/Natalka wrote:
Chciałam zapytać bardziej doświadczone koleżanki. Czy wiecie może co może być przyczyną tego że implantacja nie dochodzi do skutku? Czytałam temat o spadku temp w kilka dni po owulacji, następnie jej wzroście i niestety fiasku w postaci @. Też tak miałam. Spadkowi towarzyszył ból podbrzusza, dość nawet silny potem były wzdęcia i bóle piersi. Powiem szczerze że byłam zaskoczona gdy nagle 29 dnia cyklu yemp spadła przyszedł okres. Byłam przekonana że coś się zadzialo a tu nic... Dlaczego tak się mogło stac? Czy coś da się zrobić by sytuacja zakończyła się pozytywnie?
Problemów może być masa, może to być niedomoga lutealna, słaba morfologia endometrium, zbyt cienkie endometrium, problemy z krzepnięciem krwi, zaburzenia metaboliczne czy immunologiczne, nieprawidłowości chromosomalne zarodka.
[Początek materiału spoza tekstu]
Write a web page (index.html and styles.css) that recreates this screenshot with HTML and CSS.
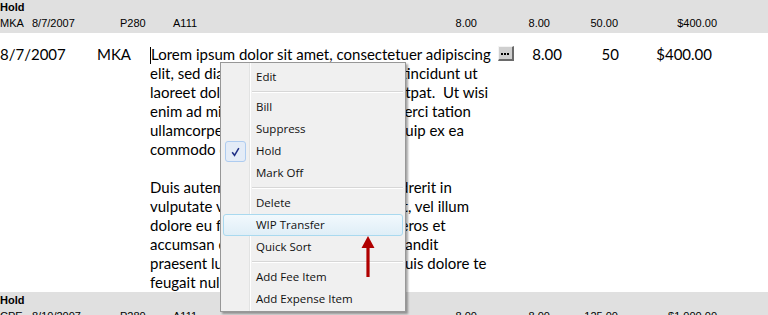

Z resztą nasz organizm może też celowo przeszkodzić w implantacji, choćby na skutek stresu, czy innych czynników - organizm tak jakby mówił "to nie jest dobry czas na ciążę".
Co może pomóc przy zagnieżdżaniu? Na poprawę endometrium polecany jest ananas (głównie jego środek, trochę twardy ale na prawdę działa) jemy go od momentu owulacji. Chodzi tu o bromelinę która jest w nim zawarta, ma właściwości przeciwzapalne, przeciwzakrzepowe i fibrynolityczne działa gojąco na rany, wpływa korzystnie na krążenie krwi, ma działanie przeciwnowotworowe i immunomodulujące.
Inne dziewczyny biorą acard ale to już polecam skonsultować z lekarzem.
Dobrze jest takie sytuacje skonsultować z lekarzem i szukać przyczyny takich problemów. Ja przeszłam 4 ciąże biochemiczne, jedno poronienie pod koniec 6tc i ciążę pozamaciczną, mój lekarz uparcie twierdził, że nie potrzebne są mi badania, że "zobaczymy jaka będzie kolejna ciąża" i prawdopodobnie kolejna również byłaby poronieniem ze względu na nieprawidłowy kariotyp u mnie. Dlatego ciśnij lekarzy jak tylko się da, jak nie ten to inny, szukaj dobrych klinik gdzie Ci pomogą.